Other information that should affect QUALYS
I read the abstract of this article in the GP edition of the BMJ. I
note that the paper is advocating Hysterectomy as a preferred strategy for
Heavy menstrual bleeding and that "Based on all available evidence on
effectiveness, cost, and utility values , hysterectomy is both more costly
and produces more QUALYS than the available alternatives ...likely to be
accepted by decision makers".
This is a discussion of removal of a woman's reproductive organs. This is
not a decision that any woman or surgeon could take lightly. It involves a
considerable period away from work, housework and sexual activity. It is
not uncommon for women to grieve the loss of their uterus. Sometimes
hysterectomy leads to low back pain presumably due to changes in hormones
and or muscle balance. Many women will have to choose a surgical menopause
at the same time due to age or disease such as endometriosis.
Then there are the women who get surgical complications and wound
Since the publication of the Million Women study many of these will
not choose HRT after their surgery.Some women will not be able to have HRT
due to other risk factors and may then suffer osteoporosis.
I imagine all these costs would be difficult to quantify but come and
sit in my surgery and meet these women and quantify their suffering.
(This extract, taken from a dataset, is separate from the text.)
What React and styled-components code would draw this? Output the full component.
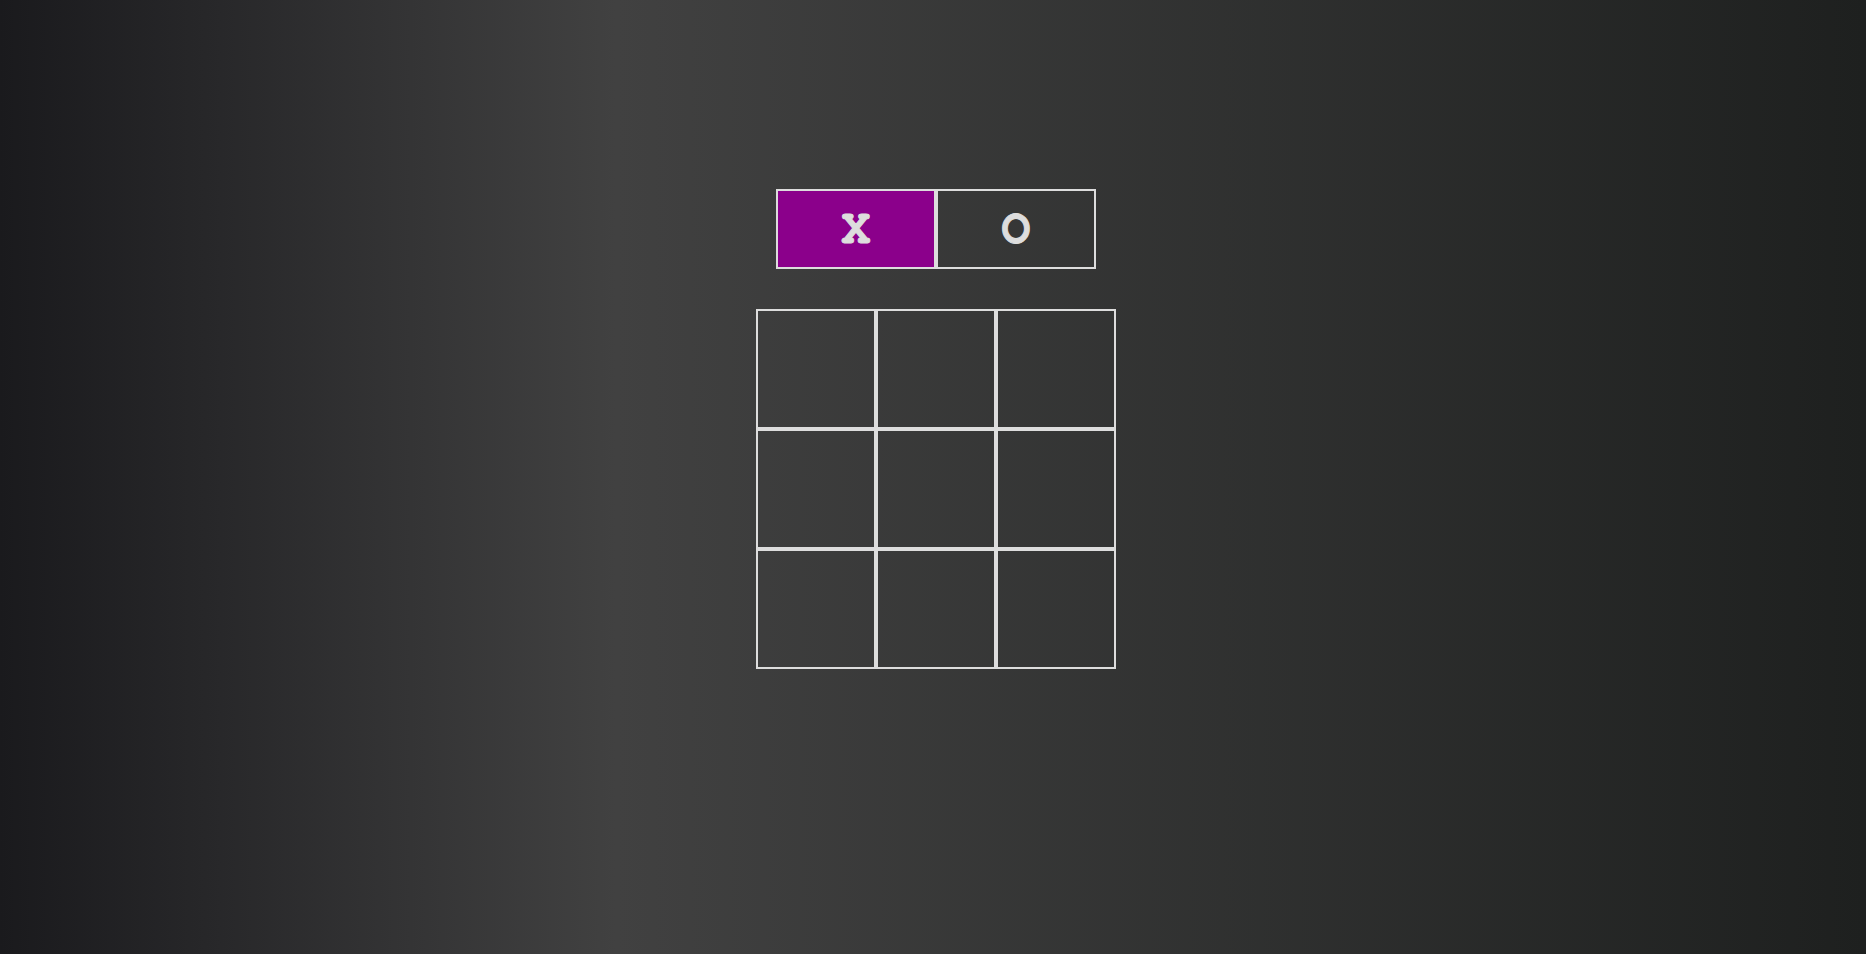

As an undergraduate I studied the histology specimens of women who
had a hysterectomy for menorrhaghia, and most were "no pathology". The
condition is poorly understood and the research inadequate however the
Mirena/IUS or endometrial ablation allow women to either postpone
hysterectomy and therefore begin the process of accepting the loss or in
some cases avoid Hysterectomy by the onset of natural menopause leading to
cessation of menstruation.
The graph accompanying the article was not self explanatory and did
not assist in understanding which women could benefit from a less invasive
procedure such as Endometrial ablation or IUS fitting.